**What the task asks**
Reproduce the listing exactly, with no pictures in your copy.

**Collected data**
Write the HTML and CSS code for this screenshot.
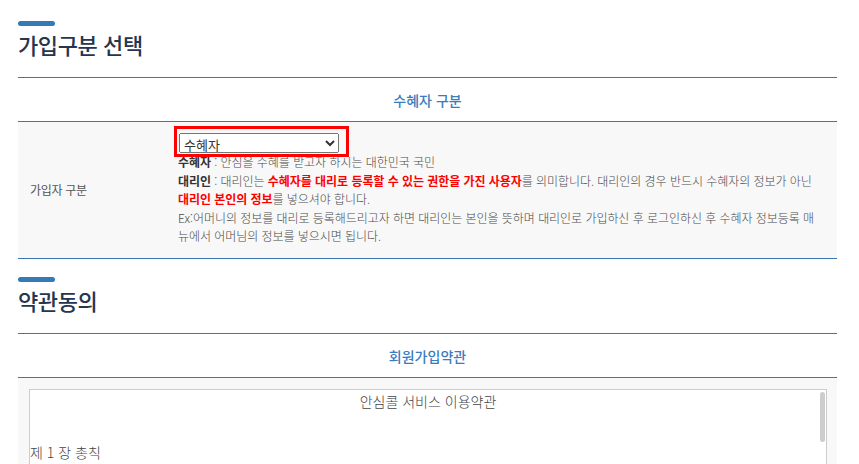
FILE: index.html
```html
<!DOCTYPE html>
<html lang="ko">

<head>
    <meta charset="UTF-8">
    <meta name="viewport" content="width=device-width, initial-scale=1.0">
    <title>회원가입</title>
    <link rel="stylesheet" href="styles.css">
</head>

<body>
    <div class="section">
        <span class="bar"></span>
        <h2>가입구분 선택</h2>
        <div class="board">
            <div class="board-head">수혜자 구분</div>
            <div class="board-row">
                <div class="label">가입자 구분</div>
                <div class="field">
                    <span class="mark">
                        <select class="sel">
                            <option>수혜자</option>
                            <option>대리인</option>
                        </select>
                    </span>
                    <p class="desc">
                        <b>수혜자</b> : 안심을 수혜를 받고자 하시는 대한민국 국민<br>
                        <b>대리인</b> : 대리인는 <strong>수혜자를 대리로 등록할 수 있는 권한을 가진 사용자</strong>를 의미합니다. 대리인의 경우 반드시 수혜자의 정보가 아닌 <strong>대리인 본인의 정보</strong>를 넣으셔야 합니다.<br>
                        Ex:어머니의 정보를 대리로 등록해드리고자 하면 대리인는 본인을 뜻하며 대리인로 가입하신 후 로그인하신 후 수혜자 정보등록 매뉴에서 어머님의 정보를 넣으시면 됩니다.
                    </p>
                </div>
            </div>
        </div>
    </div>

    <div class="section">
        <span class="bar"></span>
        <h2>약관동의</h2>
        <div class="board">
            <div class="board-head">회원가입약관</div>
            <div class="board-body">
                <div class="terms-box">
                    <div class="terms">
                        <p class="terms-title">안심콜 서비스 이용약관</p>
                        <p>&nbsp;</p>
                        <p>&nbsp;</p>
                        <p>제 1 장 총칙</p>
                        <p>&nbsp;</p>
                        <p>제 1 조 (목적)</p>
                        <p>이 약관은 안심콜 서비스(이하 "서비스"라 합니다)의 이용과 관련하여 회사와 회원 간의 권리, 의무 및 책임사항을 규정함을 목적으로 합니다.</p>
                        <p>&nbsp;</p>
                        <p>제 2 조 (약관의 효력 및 변경)</p>
                        <p>① 이 약관은 서비스 화면에 게시하거나 기타의 방법으로 회원에게 공지함으로써 효력이 발생합니다.</p>
                        <p>② 회사는 필요한 경우 관련 법령을 위배하지 않는 범위에서 이 약관을 변경할 수 있습니다.</p>
                        <p>&nbsp;</p>
                        <p>제 3 조 (용어의 정의)</p>
                        <p>① 회원 : 서비스에 가입하여 이용자 아이디를 부여받은 자</p>
                        <p>② 수혜자 : 안심을 수혜를 받고자 하시는 대한민국 국민</p>
                        <p>③ 대리인 : 수혜자를 대리로 등록할 수 있는 권한을 가진 사용자</p>
                    </div>
                    <span class="thumb"></span>
                </div>
            </div>
        </div>
    </div>
</body>

</html>
```

FILE: styles.css
```css
* {
    margin: 0px;
    padding: 0px;
    box-sizing: border-box;
}

body {
    padding: 21px 22px 0 18px;
    font-family: "Noto Sans CJK KR", "Noto Sans", sans-serif;
    color: #555;
    background-color: #fff;
}

.section {
    margin-bottom: 18px;
}

.bar {
    display: block;
    width: 37px;
    height: 5px;
    border-radius: 3px;
    background-color: #337ab7;
}

h2 {
    margin-top: 5px;
    font-size: 22px;
    line-height: 26px;
    font-weight: 500;
    letter-spacing: -0.4px;
    color: #263550;
}

.board {
    margin-top: 20px;
    border-top: 1px solid #3a76b0;
    border-bottom: 1px solid #3a76b0;
}

.board-head {
    height: 44px;
    line-height: 44px;
    border-bottom: 1px solid #3a76b0;
    text-align: center;
    font-size: 14px;
    font-weight: 500;
    letter-spacing: 0;
    color: #3a7cbd;
}

.board-row {
    display: grid;
    grid-template-columns: 160px 1fr;
    align-items: center;
    background-color: #f8f8f8;
}

.label {
    padding-left: 12px;
    font-size: 12px;
    letter-spacing: -0.3px;
    color: #555;
}

.field {
    padding: 11px 18px 12px 0;
}

/* 빨간 박스 표시 */
.mark {
    display: block;
    width: 160px;
    position: relative;
    margin-left: 1px;
}

.mark::after {
    content: "";
    position: absolute;
    top: -7px;
    left: -5px;
    right: -10px;
    bottom: -4px;
    border: 3px solid #f00;
    pointer-events: none;
}

.sel {
    display: block;
    width: 160px;
    height: 20px;
    font-family: inherit;
    font-size: 13px;
    color: #333;
}

.desc {
    font-size: 12px;
    font-weight: 300;
    line-height: 18.6px;
    letter-spacing: -0.05px;
    color: #4a4a4a;
}

.desc b {
    color: #333;
    font-weight: 700;
}

.desc strong {
    color: #f00;
    font-weight: 700;
}

.board-body {
    padding: 11px 10px 0 11px;
    background-color: #f8f8f8;
}

.terms-box {
    position: relative;
    border: 1px solid #ccc;
    background-color: #fff;
}

.terms {
    height: 200px;
    overflow: hidden;
    padding: 3px 0 0 0;
    font-size: 14px;
    font-weight: 300;
    line-height: 17px;
    color: #444;
}

.terms-title {
    text-align: center;
}

/* 스크롤바 */
.thumb {
    position: absolute;
    top: 2px;
    right: 1px;
    width: 5px;
    height: 50px;
    border-radius: 3px;
    background-color: #cdcdcd;
}
```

**Correct answer**
Write the HTML and CSS code for this screenshot.
FILE: index.html
```html
<!DOCTYPE html>
<html lang="ko">

<head>
    <meta charset="UTF-8">
    <meta name="viewport" content="width=device-width, initial-scale=1.0">
    <title>회원가입</title>
    <link rel="stylesheet" href="styles.css">
</head>

<body>
    <div class="section">
        <span class="bar"></span>
        <h2>가입구분 선택</h2>
        <div class="board">
            <div class="board-head">수혜자 구분</div>
            <div class="board-row">
                <div class="label">가입자 구분</div>
                <div class="field">
                    <span class="mark">
                        <select class="sel">
                            <option>수혜자</option>
                            <option>대리인</option>
                        </select>
                    </span>
                    <p class="desc">
                        <b>수혜자</b> : 안심을 수혜를 받고자 하시는 대한민국 국민<br>
                        <b>대리인</b> : 대리인는 <strong>수혜자를 대리로 등록할 수 있는 권한을 가진 사용자</strong>를 의미합니다. 대리인의 경우 반드시 수혜자의 정보가 아닌 <strong>대리인 본인의 정보</strong>를 넣으셔야 합니다.<br>
                        Ex:어머니의 정보를 대리로 등록해드리고자 하면 대리인는 본인을 뜻하며 대리인로 가입하신 후 로그인하신 후 수혜자 정보등록 매뉴에서 어머님의 정보를 넣으시면 됩니다.
                    </p>
                </div>
            </div>
        </div>
    </div>

    <div class="section">
        <span class="bar"></span>
        <h2>약관동의</h2>
        <div class="board">
            <div class="board-head">회원가입약관</div>
            <div class="board-body">
                <div class="terms-box">
                    <div class="terms">
                        <p class="terms-title">안심콜 서비스 이용약관</p>
                        <p>&nbsp;</p>
                        <p>&nbsp;</p>
                        <p>제 1 장 총칙</p>
                        <p>&nbsp;</p>
                        <p>제 1 조 (목적)</p>
                        <p>이 약관은 안심콜 서비스(이하 "서비스"라 합니다)의 이용과 관련하여 회사와 회원 간의 권리, 의무 및 책임사항을 규정함을 목적으로 합니다.</p>
                        <p>&nbsp;</p>
                        <p>제 2 조 (약관의 효력 및 변경)</p>
                        <p>① 이 약관은 서비스 화면에 게시하거나 기타의 방법으로 회원에게 공지함으로써 효력이 발생합니다.</p>
                        <p>② 회사는 필요한 경우 관련 법령을 위배하지 않는 범위에서 이 약관을 변경할 수 있습니다.</p>
                        <p>&nbsp;</p>
                        <p>제 3 조 (용어의 정의)</p>
                        <p>① 회원 : 서비스에 가입하여 이용자 아이디를 부여받은 자</p>
                        <p>② 수혜자 : 안심을 수혜를 받고자 하시는 대한민국 국민</p>
                        <p>③ 대리인 : 수혜자를 대리로 등록할 수 있는 권한을 가진 사용자</p>
                    </div>
                    <span class="thumb"></span>
                </div>
            </div>
        </div>
    </div>
</body>

</html>
```

FILE: styles.css
```css
* {
    margin: 0px;
    padding: 0px;
    box-sizing: border-box;
}

body {
    padding: 21px 22px 0 18px;
    font-family: "Noto Sans CJK KR", "Noto Sans", sans-serif;
    color: #555;
    background-color: #fff;
}

.section {
    margin-bottom: 18px;
}

.bar {
    display: block;
    width: 37px;
    height: 5px;
    border-radius: 3px;
    background-color: #337ab7;
}

h2 {
    margin-top: 5px;
    font-size: 22px;
    line-height: 26px;
    font-weight: 500;
    letter-spacing: -0.4px;
    color: #263550;
}

.board {
    margin-top: 20px;
    border-top: 1px solid #3a76b0;
    border-bottom: 1px solid #3a76b0;
}

.board-head {
    height: 44px;
    line-height: 44px;
    border-bottom: 1px solid #3a76b0;
    text-align: center;
    font-size: 14px;
    font-weight: 500;
    letter-spacing: 0;
    color: #3a7cbd;
}

.board-row {
    display: grid;
    grid-template-columns: 160px 1fr;
    align-items: center;
    background-color: #f8f8f8;
}

.label {
    padding-left: 12px;
    font-size: 12px;
    letter-spacing: -0.3px;
    color: #555;
}

.field {
    padding: 11px 18px 12px 0;
}

/* 빨간 박스 표시 */
.mark {
    display: block;
    width: 160px;
    position: relative;
    margin-left: 1px;
}

.mark::after {
    content: "";
    position: absolute;
    top: -7px;
    left: -5px;
    right: -10px;
    bottom: -4px;
    border: 3px solid #f00;
    pointer-events: none;
}

.sel {
    display: block;
    width: 160px;
    height: 20px;
    font-family: inherit;
    font-size: 13px;
    color: #333;
}

.desc {
    font-size: 12px;
    font-weight: 300;
    line-height: 18.6px;
    letter-spacing: -0.05px;
    color: #4a4a4a;
}

.desc b {
    color: #333;
    font-weight: 700;
}

.desc strong {
    color: #f00;
    font-weight: 700;
}

.board-body {
    padding: 11px 10px 0 11px;
    background-color: #f8f8f8;
}

.terms-box {
    position: relative;
    border: 1px solid #ccc;
    background-color: #fff;
}

.terms {
    height: 200px;
    overflow: hidden;
    padding: 3px 0 0 0;
    font-size: 14px;
    font-weight: 300;
    line-height: 17px;
    color: #444;
}

.terms-title {
    text-align: center;
}

/* 스크롤바 */
.thumb {
    position: absolute;
    top: 2px;
    right: 1px;
    width: 5px;
    height: 50px;
    border-radius: 3px;
    background-color: #cdcdcd;
}
```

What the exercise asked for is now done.